Data Classification is the critical step that helps you identify high value content in your enterprise by categorizing your data into an agreed set of categories that are specific and meaningful to your enterprise. Data Classification drives multiple use cases such as data labelling, sensitive data identification, automating protection, compliance, security, access-control, data retention etc. With much dependent on this critical step it is useful to know the state of the art today on Data Classification, and the uses and limitations of these approaches. The three main means to classify data are:
End User Based
End User Based
Enterprises rely on the end user to manually tag the document with the appropriate category and assign a sensitivity level of the document. When done right and at the time of document creation this is a very effective method because a person can apply their expert judgement and classify appropriately. For example, AIP (Azure Information Protector) has the capability to enable end users to classify documents as sensitive and can also limit access to them. This approach relies on a combination of end-user agents, centralized trigger rules and finally the end-user manually applying tags to documents and communications. End-user based classification has some limitations:
End users need to be trained on classification, which adds significant time and cost
End users may not be able to accurately identify the sensitivity level of the document, thereby increasing data risk
Gaps in labelling are easily introduced since end users may not remember to label/classify the document unless forced to do so through an auto-triggered rule. If an auto-triggered rule does not fire, then a sensitive document may go unclassified by the end-user
Data may be entered in free form fields, labels are not consistently applied and could lead to label proliferation.

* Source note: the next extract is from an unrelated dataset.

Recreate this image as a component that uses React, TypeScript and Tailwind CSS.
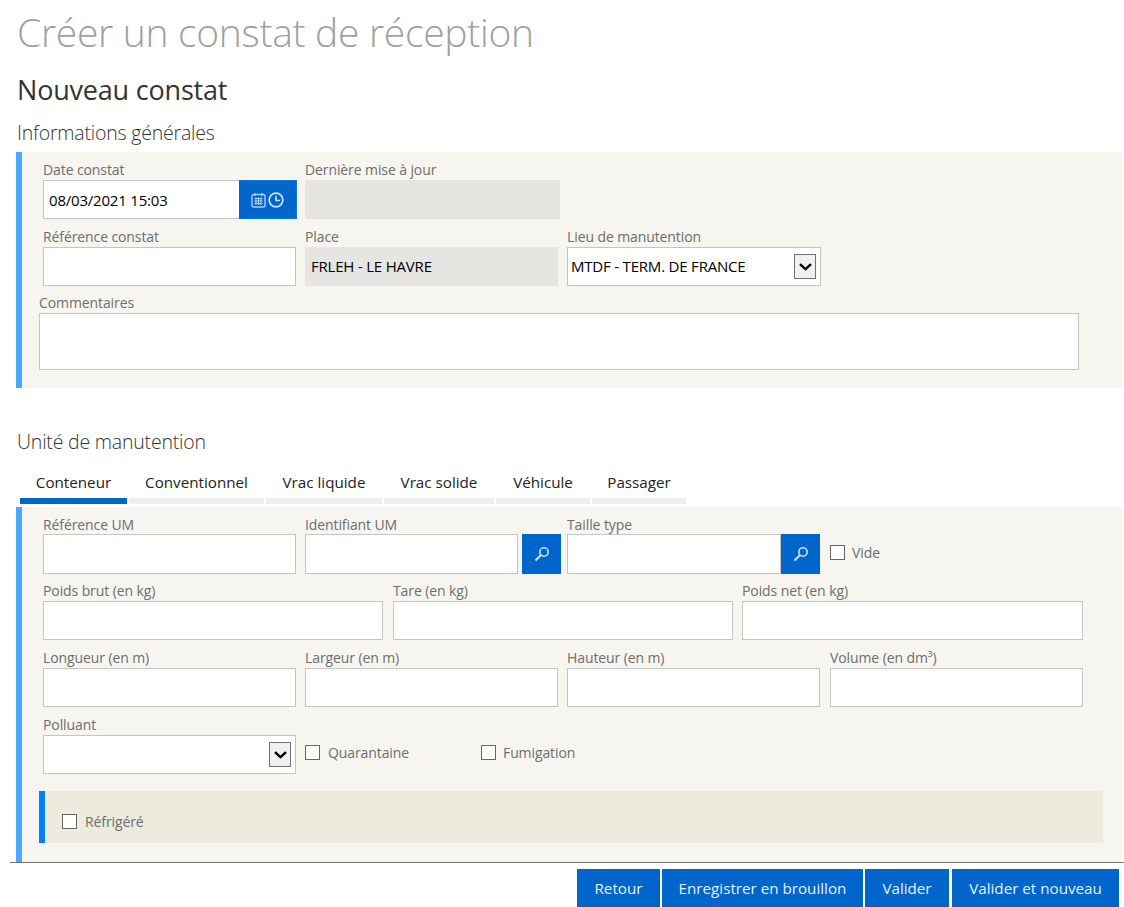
const font = "font-['Open_Sans','Noto_Sans',sans-serif]"

function Label({ children, className = "" }: { children: React.ReactNode; className?: string }) {
  return <div className={`h-[19px] text-[14px] leading-[17px] tracking-[-0.1px] text-[#6e6e6e] whitespace-nowrap ${className}`}>{children}</div>
}

function TextBox({ className = "", value = "" }: { className?: string; value?: string }) {
  return (
    <input
      readOnly
      defaultValue={value}
      className={`h-[39px] w-full min-w-0 border border-[#c4c4c4] bg-white px-[5px] text-[15px] tracking-[-0.2px] text-black outline-none ${className}`}
    />
  )
}

function Field({ label, className = "", value, h }: { label: string; className?: string; value?: string; h?: string }) {
  return (
    <div className={className}>
      <Label>{label}</Label>
      <TextBox value={value} className={h} />
    </div>
  )
}

function Chevron() {
  return (
    <svg width="13" height="8" viewBox="0 0 13 8" fill="none">
      <path d="M1 1.2l5.5 5 5.5-5" stroke="black" strokeWidth="2.4" />
    </svg>
  )
}

function Select({ value = "", className = "" }: { value?: string; className?: string }) {
  return (
    <div className={`flex h-[39px] items-center justify-between border border-[#c4c4c4] bg-white pl-[3px] pr-[4px] text-[15px] tracking-[-0.2px] text-black ${className}`}>
      <span className="whitespace-nowrap">{value}</span>
      <span className="flex h-[25px] w-[22px] items-center justify-center border border-[#707070] bg-[#f0f0f0]">
        <Chevron />
      </span>
    </div>
  )
}

function SearchIcon() {
  return (
    <svg width="16" height="16" viewBox="0 0 16 16" fill="none">
      <circle cx="10" cy="6" r="4.2" stroke="#cfe3f7" strokeWidth="1.6" />
      <path d="M7 9L1.5 14.5" stroke="#cfe3f7" strokeWidth="2.2" />
    </svg>
  )
}

function Check({ label, className = "" }: { label: string; className?: string }) {
  return (
    <div className={`flex items-center gap-[8px] ${className}`}>
      <span className="h-[15px] w-[15px] border border-[#666666] bg-white" />
      <span className="text-[14px] tracking-[-0.1px] text-[#6e6e6e] whitespace-nowrap">{label}</span>
    </div>
  )
}

const tabs = [
  { name: "Conteneur", w: "w-[107px]", active: true },
  { name: "Conventionnel", w: "w-[135px]" },
  { name: "Vrac liquide", w: "w-[116px]" },
  { name: "Vrac solide", w: "w-[110px]" },
  { name: "Véhicule", w: "w-[94px]" },
  { name: "Passager", w: "w-[94px]" },
]

const buttons = [
  { name: "Retour", w: "w-[83px]" },
  { name: "Enregistrer en brouillon", w: "w-[201px]" },
  { name: "Valider", w: "w-[84px]" },
  { name: "Valider et nouveau", w: "ml-[1px] w-[167px]" },
]

export default function App() {
  return (
    <div className={`h-[907px] w-[1124px] overflow-hidden bg-white ${font}`}>
      <h1 className="ml-[17px] h-[69px] pt-[7px] text-[39px] font-light leading-[50px] tracking-[-0.3px] text-[#a0a0a0] whitespace-nowrap">Créer un constat de réception</h1>
      <h2 className="ml-[17px] h-[41px] text-[27px] font-normal leading-[41px] tracking-[-0.2px] text-[#333333]">Nouveau constat</h2>
      <h3 className="ml-[17px] h-[42px] pt-[9px] text-[19.5px] font-light leading-[28px] tracking-[-0.2px] text-[#333333]">Informations générales</h3>

      <section className="ml-4 mr-[2px] h-[236px] border-l-[6px] border-[#4da6ff] bg-[#f6f5ef] pt-[9px]">
        <div className="ml-[21px] flex gap-[8px]">
          <div className="w-[254px]">
            <Label>Date constat</Label>
            <div className="flex">
              <TextBox value="08/03/2021 15:03" className="!w-[195px] !border-r-0" />
              <div className="flex h-[39px] w-[59px] items-center justify-center gap-[2px] border border-[#0a7ae0] border-l-white bg-[#0066cc]">
                <svg width="15" height="16" viewBox="0 0 15 16" fill="none">
                  <rect x="1" y="2.5" width="13" height="12.5" rx="1.5" stroke="#a9cdf0" strokeWidth="1.4" />
                  <path d="M4 1v3M11 1v3" stroke="#a9cdf0" strokeWidth="1.4" />
                  <path d="M3.5 6.5h8M3.5 9h8M3.5 11.5h8M5 5.5v7.5M7.5 5.5v7.5M10 5.5v7.5" stroke="#a9cdf0" strokeWidth="1.1" />
                </svg>
                <svg width="16" height="16" viewBox="0 0 16 16" fill="none">
                  <circle cx="8" cy="8" r="6.8" stroke="#cfe3f7" strokeWidth="1.7" />
                  <path d="M8 3.8V8.5H12" stroke="#cfe3f7" strokeWidth="1.6" />
                </svg>
              </div>
            </div>
          </div>
          <div className="w-[255px]">
            <Label>Dernière mise à jour</Label>
            <div className="h-[39px] bg-[#e6e5e1]" />
          </div>
        </div>

        <div className="ml-[21px] mt-[9px] flex gap-[9px]">
          <Field label="Référence constat" className="w-[253px]" />
          <div className="w-[253px]">
            <Label>Place</Label>
            <div className="flex h-[39px] items-center bg-[#e6e5e1] pl-[6px] text-[15px] tracking-[-0.2px] text-black">FRLEH - LE HAVRE</div>
          </div>
          <div className="w-[254px]">
            <Label>Lieu de manutention</Label>
            <Select value="MTDF - TERM. DE FRANCE" />
          </div>
        </div>

        <div className="ml-[17px] mt-[8px] w-[1040px]">
          <Label>Commentaires</Label>
          <textarea readOnly className="block h-[57px] w-full resize-none border border-[#c4c4c4] bg-white outline-none" />
        </div>
      </section>

      <h3 className="ml-[17px] mt-[40px] h-[29px] text-[19.5px] font-light leading-[28px] tracking-[-0.2px] text-[#333333]">Unité de manutention</h3>

      <nav className="ml-5 mt-[14px] flex gap-[2px]">
        {tabs.map((t) => (
          <div
            key={t.name}
            className={`h-[33px] border-b-[6px] text-center text-[15.2px] leading-[22px] text-[#222222] ${t.w} ${t.active ? "border-[#0066cc]" : "border-[#eeeeee]"}`}
          >
            {t.name}
          </div>
        ))}
      </nav>

      <section className="ml-4 mr-[2px] mt-[3px] h-[355px] border-l-[6px] border-[#4da6ff] bg-[#f6f5ef] pt-[9px]">
        <div className="ml-[21px] flex">
          <div className="w-[253px]">
            <Label className="!h-[18px]">Référence UM</Label>
            <TextBox className="!h-[40px]" />
          </div>
          <div className="ml-[9px] w-[256px]">
            <Label className="!h-[18px]">Identifiant UM</Label>
            <div className="flex gap-[4px]">
              <TextBox className="!h-[40px] !w-[213px]" />
              <div className="flex h-[40px] w-[39px] items-center justify-center bg-[#0066cc]"><SearchIcon /></div>
            </div>
          </div>
          <div className="ml-[6px] w-[253px]">
            <Label className="!h-[18px]">Taille type</Label>
            <div className="flex">
              <TextBox className="!h-[40px] !w-[214px]" />
              <div className="flex h-[40px] w-[39px] items-center justify-center bg-[#0066cc]"><SearchIcon /></div>
            </div>
          </div>
          <Check label="Vide" className="ml-[10px] mt-[26px] h-[20px] !gap-[7px]" />
        </div>

        <div className="ml-[21px] mt-[8px] flex gap-[10px]">
          <Field label="Poids brut (en kg)" className="w-[340px]" />
          <Field label="Tare (en kg)" className="w-[340px]" />
          <Field label="Poids net (en kg)" className="ml-[-1px] w-[341px]" />
        </div>

        <div className="ml-[21px] mt-[9px] flex gap-[9px]">
          <Field label="Longueur (en m)" className="w-[253px]" />
          <Field label="Largeur (en m)" className="w-[253px]" />
          <Field label="Hauteur (en m)" className="w-[253px]" />
          <Field label="Volume (en dm³)" className="ml-[1px] w-[253px]" />
        </div>

        <div className="ml-[21px] mt-[9px] flex gap-[9px]">
          <div className="w-[253px]">
            <Label>Polluant</Label>
            <Select />
          </div>
          <Check label="Quarantaine" className="mt-[26px] h-[20px] w-[176px]" />
          <Check label="Fumigation" className="mt-[26px] h-[20px] -ml-[9px] !gap-[7px]" />
        </div>

        <div className="ml-[17px] mt-[17px] flex h-[52px] w-[1064px] items-center border-l-[6px] border-[#0080ff] bg-[#ecebdd] pl-[17px] pt-[9px]">
          <Check label="Réfrigéré" />
        </div>
      </section>

      <footer className="ml-[10px] flex justify-end gap-[2px] border-t border-[#707070] pr-[5px] pt-[6px]">
        {buttons.map((b) => (
          <div key={b.name} className={`flex h-[38px] items-center justify-center bg-[#0066cc] pt-[1px] text-[15.2px] text-[#e6f0fa] ${b.w}`}>
            {b.name}
          </div>
        ))}
      </footer>
    </div>
  )
}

A centralized policy-based data classification technique entails central rules that are then used to classify documents without the need for end user input. DLP (Data Loss Prevention) and CASB (Cloud Access Security Brokers) products generally have some policy based classification in place. An example policy could be to “Mark all documents that have the code word Sedona as sensitive”. This approach can easily tag documents that are identified by rules, taking the human element out, but it also has some limitations:
Rules create false positives and false negatives. A false negative is when a sensitive document is identified as non-sensitive and not tagged appropriately. False negatives are especially problematic because they permit transmittal of sensitive documents without knowledge of the end-user
False positives, when documents are incorrectly tagged as sensitive, can cause significant time to be spent on corrective action by the end-user
Administrators cannot write complex rules. Many documents are such that it is not possible to write a rule, or a rule written for one purpose contradicts rules written for another purpose. Thus rules become unwieldy to manage
Synonymy (different words that mean the same thing) and polysemy (same word has different meaning based on the context) are common challenges and can trip up many a rule
Rules created for data classification require continuous maintenance and upkeep over time. Active business input is needed for maintenance and increases the cost and complexity of this endeavor.
Organizations also classify data by identifying document sensitivity using the associated meta-data. Some examples of meta-data information are (a) the file folder in which the document is stored, (b) the role of the person that creates or accesses a document (c ) the title level or organization the person belongs to etc. An example of meta-data driven classification is any document that a company executive has access to is marked as sensitive. Or marking any document that is stored in the “Revenue Forecasts” folder is automatically marked as sensitive. The limitations of this approach are:
A sweeping and broad approach leaves little room for nuance
It is possible to restrict access to legitimate content, thereby creating friction in the business
The quality of the meta-data itself may be suspect (e.g. user’s title, role etc.), which will reflect in the quality of classification.
Data Classification when done right can be a foundational element to meaningful data security. Security leaders must factor both the capabilities and the limitations of these approaches when assessing the business risk posed by their current data classification strategy and continually assess the quality of their Data Classification efforts.